Frequency steps and localized decoupling

The parameters of the model were determined as much as possible by experimental data. The natural frequency gradient was estimated from the observed contraction intervals at either end of the mouse intestine, 1.2–1.5 s, proximal to distal (Parsons and Huizinga, 2015a). The interaction function was calculated from the phase response curve of slow waves in the rabbit small intestine (Cheung and Daniel, 1980) and a square impulse representing the depolarising phase of the slow wave. This left one free parameter, the coupling strength, k.
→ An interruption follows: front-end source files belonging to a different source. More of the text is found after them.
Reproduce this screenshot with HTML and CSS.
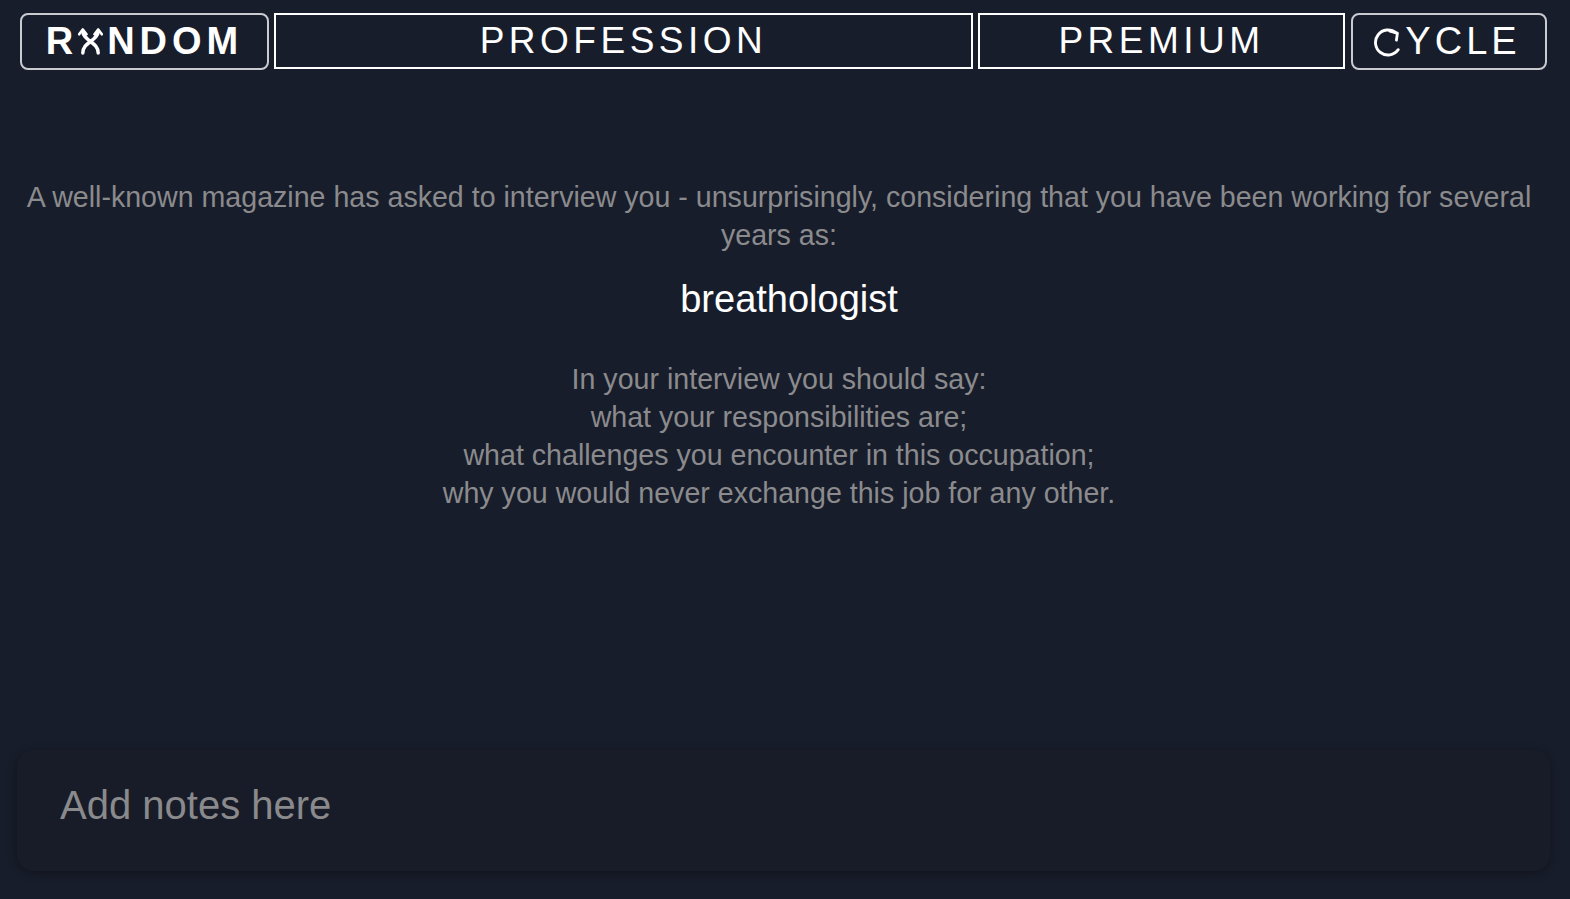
FILE: index.html
```html
<!DOCTYPE html>
<html>
<head>
<meta charset="utf-8">
<link rel="stylesheet" href="styles.css">
</head>
<body>
<div class="page">
  <header class="topbar">
    <button class="btn btn-round btn-random">R<svg class="glyph-x" viewBox="0 0 26 28" width="25" height="27"><path d="M5 26 C5 20 9 17 13 14 C17 11 21 8 21 3" fill="none" stroke="#fff" stroke-width="3.6" stroke-linecap="round"/><path d="M21 26 C21 20 17 17 13 14 C9 11 5 8 5 3" fill="none" stroke="#fff" stroke-width="3.6" stroke-linecap="round"/><path d="M1.2 6.5 L5 1.5 L8.8 6.5" fill="none" stroke="#fff" stroke-width="2.8" stroke-linejoin="round" stroke-linecap="round"/><path d="M17.2 6.5 L21 1.5 L24.8 6.5" fill="none" stroke="#fff" stroke-width="2.8" stroke-linejoin="round" stroke-linecap="round"/></svg>NDOM</button>
    <button class="btn btn-square btn-profession">PROFESSION</button>
    <button class="btn btn-square btn-premium">PREMIUM</button>
    <button class="btn btn-round btn-cycle"><svg class="glyph-c" viewBox="0 0 29 29" width="29" height="29"><path d="M22 4.9 A12.5 12.5 0 1 0 24.2 21.7" fill="none" stroke="#fff" stroke-width="2.9" stroke-linecap="round"/><path d="M15.8 3.2 L23.4 5.2 L22.4 12.2" fill="none" stroke="#fff" stroke-width="2.8" stroke-linecap="round" stroke-linejoin="round"/></svg>YCLE</button>
  </header>

  <main class="content">
    <p class="intro">A well-known magazine has asked to interview you - unsurprisingly, considering that you have been working for several years as:</p>
    <h1 class="title">breathologist</h1>
    <div class="prompts">
      <div>In your interview you should say:</div>
      <div>what your responsibilities are;</div>
      <div>what challenges you encounter in this occupation;</div>
      <div>why you would never exchange this job for any other.</div>
    </div>
  </main>

  <div class="notes">
    <div class="notes-placeholder">Add notes here</div>
  </div>
</div>
</body>
</html>
```

FILE: styles.css
```css
html, body {
  margin: 0;
  padding: 0;
  background: #181d2b;
  height: 100%;
}

.page {
  height: 899px;
  display: flex;
  flex-direction: column;
  font-family: "Liberation Sans", Arial, sans-serif;
  overflow: hidden;
}

.topbar {
  display: flex;
  gap: 5px;
  padding: 13px 0 0 20px;
  height: 57px;
}

.btn {
  height: 57px;
  background: #181d2b;
  color: #fff;
  font-family: "Liberation Sans", Arial, sans-serif;
  font-size: 37px;
  letter-spacing: 4.5px;
  display: flex;
  align-items: center;
  justify-content: center;
  padding: 0;
  box-sizing: border-box;
  cursor: pointer;
}

.btn-round {
  border: 2px solid #c9cbd0;
  border-radius: 8px;
  font-size: 38px;
}

.btn-square {
  border: 2px solid #ffffff;
  border-radius: 0;
  height: 56px;
}

.btn-random {
  width: 249px;
  font-weight: bold;
  letter-spacing: 5px;
}

.btn-profession { width: 699px; }
.btn-premium { width: 367px; }
.btn-cycle { width: 196px; margin-left: 1px; letter-spacing: 4px; }

.glyph-x {
  margin-right: 4px;
  margin-top: -1px;
}

.glyph-c {
  margin-right: 2px;
  margin-left: -3px;
  margin-top: 1px;
}

.content {
  flex: 1;
  text-align: center;
  padding: 108px 26px 0 14px;
  font-family: "Liberation Sans", Arial, sans-serif;
  color: #8b8b8d;
  font-size: 28.6px;
  line-height: 38px;
}

.intro {
  margin: 0;
}

.title {
  margin: 23px 0 39px;
  padding-left: 20px;
  color: #fff;
  font-weight: normal;
  font-size: 38px;
  line-height: 44px;
}

.prompts {
  line-height: 38px;
}

.notes {
  margin: 0 20px 28px 17px;
  height: 121px;
  border-radius: 16px;
  background: #181c29;
  box-shadow: 0 2px 8px rgba(0, 0, 0, 0.35);
  box-sizing: border-box;
  padding: 29px 43px;
}

.notes-placeholder {
  font-family: "Liberation Sans", Arial, sans-serif;
  color: #8a8a8c;
  font-size: 40px;
  line-height: 52px;
}
```
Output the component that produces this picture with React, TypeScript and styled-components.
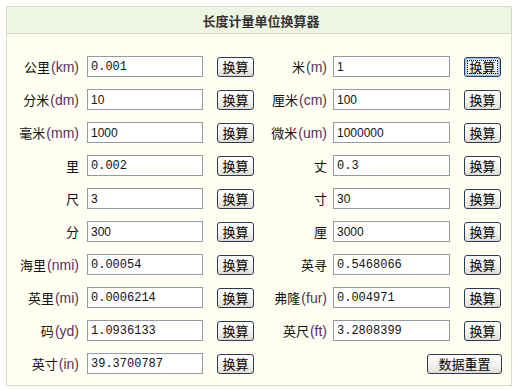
import styled, { createGlobalStyle, css } from 'styled-components';

const GlobalStyle = createGlobalStyle`
    html, body {
        margin: 0;
        padding: 0;
        background: #ffffff;
    }
`;

const Page = styled.div`
    padding: 6px 11px 0 6px;
    font-family: 'Liberation Sans', 'Noto Sans CJK SC', sans-serif;
`;

const Panel = styled.div`
    width: 504px;
    border: 1px solid #d3dcc8;
    background: #fffff2;
`;

const Header = styled.div`
    height: 26px;
    display: flex;
    align-items: center;
    justify-content: center;
    background: #eef6e2;
    border-bottom: 1px solid #cfdcc0;
    font-size: 13px;
    font-weight: bold;
    color: #333333;
    padding-left: 4px;
`;

const Grid = styled.div`
    display: grid;
    grid-template-columns: 80px 130px 41px 75px 131px 1fr;
    grid-auto-rows: 21px;
    row-gap: 12px;
    align-items: center;
    padding: 22px 0 11px 0;
`;

const Label = styled.div<{ $pad: number }>`
    text-align: right;
    padding-right: ${({ $pad }) => $pad}px;
    font-size: 13px;
    color: #111111;
    white-space: nowrap;
`;

const Unit = styled.span`
    color: #5c2e5c;
    font-size: 14px;
    margin-left: 1px;
`;

const Input = styled.input<{ $mono: boolean; $w: number }>`
    box-sizing: border-box;
    width: ${({ $w }) => $w}px;
    height: 21px;
    border: 1px solid #8f9ba6;
    background: #ffffff;
    padding: 0 3px;
    margin: 0;
    font-size: 12px;
    color: #111111;
    font-family: ${({ $mono }) =>
        $mono ? "'Liberation Mono', 'Noto Sans CJK SC', monospace" : "'Liberation Sans', sans-serif"};
    outline: none;
`;

const Button = styled.button<{ $focused?: boolean; $w?: number }>`
    box-sizing: border-box;
    width: ${({ $w }) => $w ?? 37}px;
    height: 20px;
    padding: 0;
    margin: 0;
    border: 1px solid #2c3b55;
    border-radius: 3px;
    background: linear-gradient(#ffffff, #f2f1ea 60%, #dedcd2);
    font-family: 'Noto Sans CJK SC', sans-serif;
    font-size: 13px;
    line-height: 18px;
    color: #000000;
    ${({ $focused }) =>
        $focused &&
        css`
            box-shadow: inset 0 0 0 1px #9cbef5, inset 0 0 0 2px #c7dbfb;
            outline: 1px dotted #000;
            outline-offset: -4px;
        `}
`;

const ResetCell = styled.div`
    grid-column: 4 / 7;
    display: flex;
    justify-content: flex-end;
    padding-right: 9px;
`;

type Item = { name: string; unit?: string; value: string };

const rows: [Item, Item][] = [
    [{ name: '公里', unit: '(km)', value: '0.001' }, { name: '米', unit: '(m)', value: '1' }],
    [{ name: '分米', unit: '(dm)', value: '10' }, { name: '厘米', unit: '(cm)', value: '100' }],
    [{ name: '毫米', unit: '(mm)', value: '1000' }, { name: '微米', unit: '(um)', value: '1000000' }],
    [{ name: '里', value: '0.002' }, { name: '丈', value: '0.3' }],
    [{ name: '尺', value: '3' }, { name: '寸', value: '30' }],
    [{ name: '分', value: '300' }, { name: '厘', value: '3000' }],
    [{ name: '海里', unit: '(nmi)', value: '0.00054' }, { name: '英寻', value: '0.5468066' }],
    [{ name: '英里', unit: '(mi)', value: '0.0006214' }, { name: '弗隆', unit: '(fur)', value: '0.004971' }],
    [{ name: '码', unit: '(yd)', value: '1.0936133' }, { name: '英尺', unit: '(ft)', value: '3.2808399' }],
];

function Cell({ item, pad, w, focused }: { item: Item; pad: number; w: number; focused?: boolean }) {
    return (
        <>
            <Label $pad={pad}>
                {item.name}
                {item.unit && <Unit>{item.unit}</Unit>}
            </Label>
            <div>
                <Input $w={w} $mono={item.value.includes('.')} defaultValue={item.value} />
            </div>
            <div>
                <Button $focused={focused}>换算</Button>
            </div>
        </>
    );
}

export default function App() {
    return (
        <Page>
            <GlobalStyle />
            <Panel>
                <Header>长度计量单位换算器</Header>
                <Grid>
                    {rows.flatMap(([l, r], i) => [
                        <Cell key={'l' + i} item={l} pad={8} w={116} />,
                        <Cell key={'r' + i} item={r} pad={6} w={117} focused={i === 0} />,
                    ])}
                    <Cell item={{ name: '英寸', unit: '(in)', value: '39.3700787' }} pad={8} w={116} />
                    <ResetCell>
                        <Button $w={75}>数据重置</Button>
                    </ResetCell>
                </Grid>
            </Panel>
        </Page>
    );
}
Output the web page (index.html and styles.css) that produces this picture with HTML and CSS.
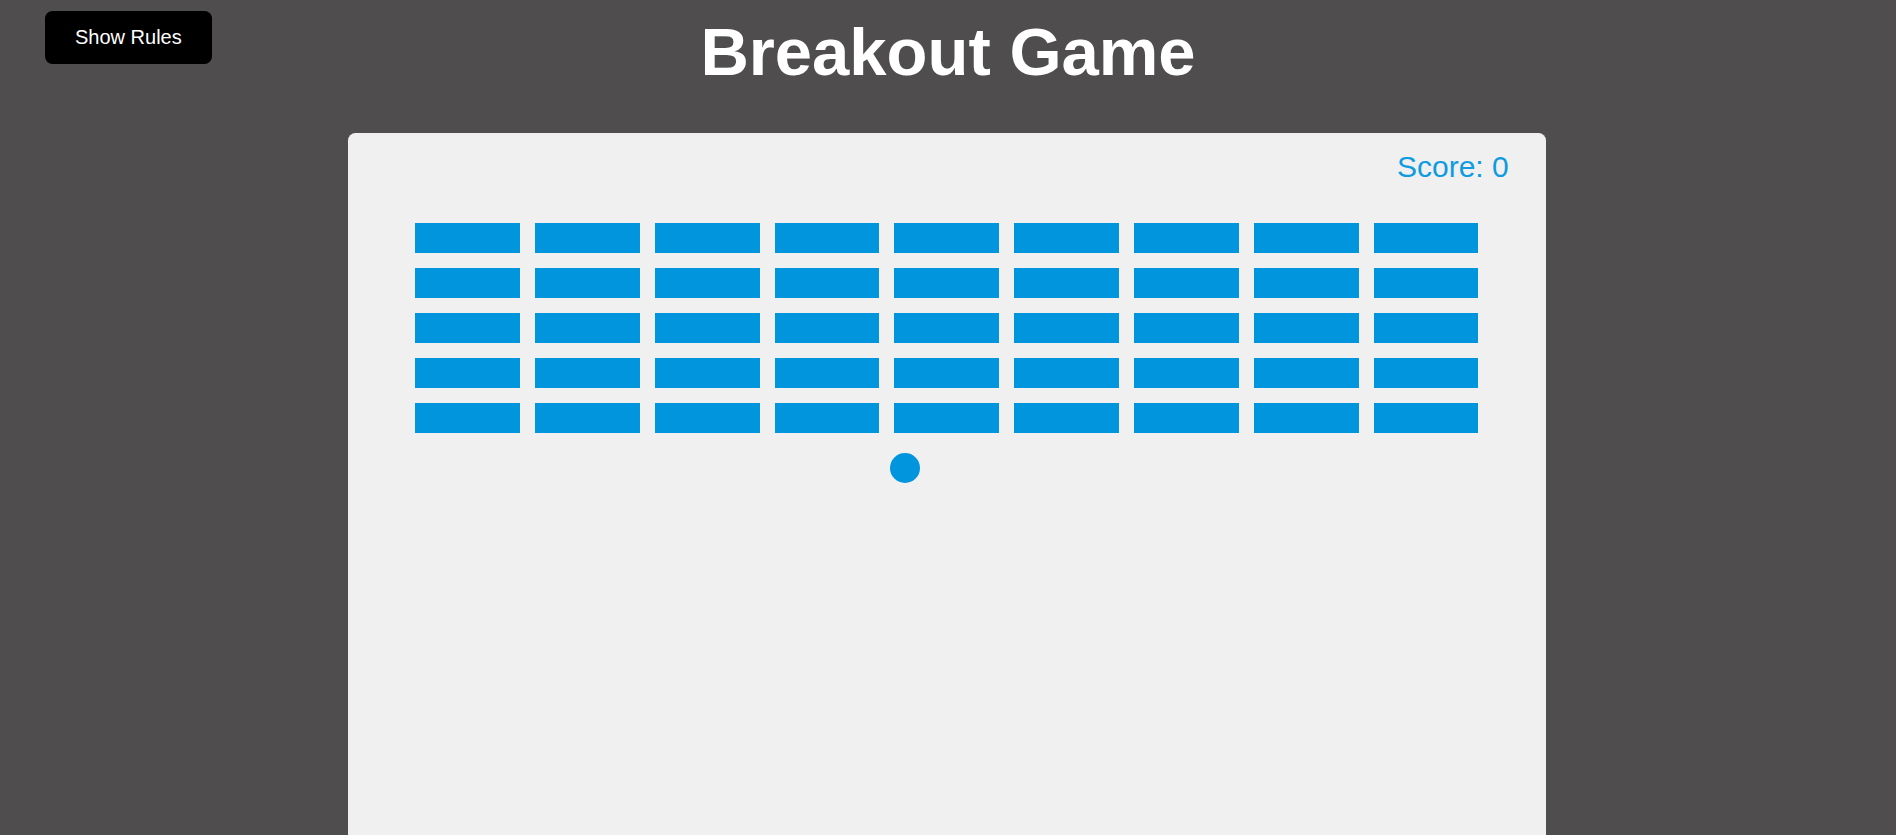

When k was varied over a wide range, phase waves propagated distally along the length of the chain but there were no frequency steps or dislocations (Figure 2). At higher coupling strengths the whole chain was entrained to the same frequency (Figure 2A). The lack of frequency steps was not due to coupling being so strong as to result in entrainment to a single oscillator (the proximal, highest frequency oscillator). At lower coupling strengths entrainment weakened but instead of steps and plateaus forming, frequency varied smoothly, eventually following the natural frequency gradient (Figures 2B,C). Also the phase wave velocity increasingly oscillated as coupling was reduced. Smooth variations in wave frequency or velocity of this magnitude were not seen in the mouse small intestine (Parsons and Huizinga, 2015a and Figure 3B). In previous coupled oscillator models frequency steps occurred spontaneously given a large enough frequency gradient (Diamant et al., 1970; Brown et al., 1971, 1975; Sarna et al., 1971, 1972; Specht and Bortoff, 1972; Robertson-Dunn and Linkens, 1974; Akwari et al., 1975; Linkens, 1977; Linkens and Datardina, 1977; Publicover and Sanders, 1989; Kopell et al., 1990; Daniel et al., 1994). It appeared that the physiological frequency gradient in the mouse was not large enough to explain frequency steps. Instead we made the novel hypothesis that steps in the mouse result from localized decoupling between ICC at the frequency step. Reducing coupling between two oscillators would allow a distal (lower natural frequency) oscillator to escape entrainment by its proximal neighbor and thus allow a plateau step to form. Indeed when this was done by reducing k by 90% at two points, two frequency steps (three plateaus) formed and dislocations occurred rhythmically at these points (Figure 3A). This pattern was very similar to that seen in diameter maps of the whole mouse small intestine in vitro (Figure 3B). Wave velocity decreased distally across each plateau in both the model and intestine (Figures 3A,B) as phase lag increased due to the larger difference between the oscillator's natural and entrained frequency (Somers and Kopell, 1995). Dislocations were also very similar between the intestine and model (Figures 3C,D).

Figure 3.

Induction of frequency steps by localized decoupling. (A) Model diameter map (left), and its autocorrelation (right). The top of the map corresponds to the proximal (higher frequency) end. Time scales are indicated below (B). The model has the same parameters as in Figure 2A, but with coupling strength reduced by 90% (k = 0.3) at the points marked with red arrows. At the points of reduced coupling there are clear steps in frequency, corresponding to positions of dislocations in the DMap. (B) Experimental diameter map of murine small intestine (left) in the presence of 0.5 mM lidocaine to block enteric nervous system activity and its autocorrelation (right). The top of the map corresponds to the proximal end. (C) A dislocation from the model DMap in (A). (D) A dislocation from the small intestine DMap in (B).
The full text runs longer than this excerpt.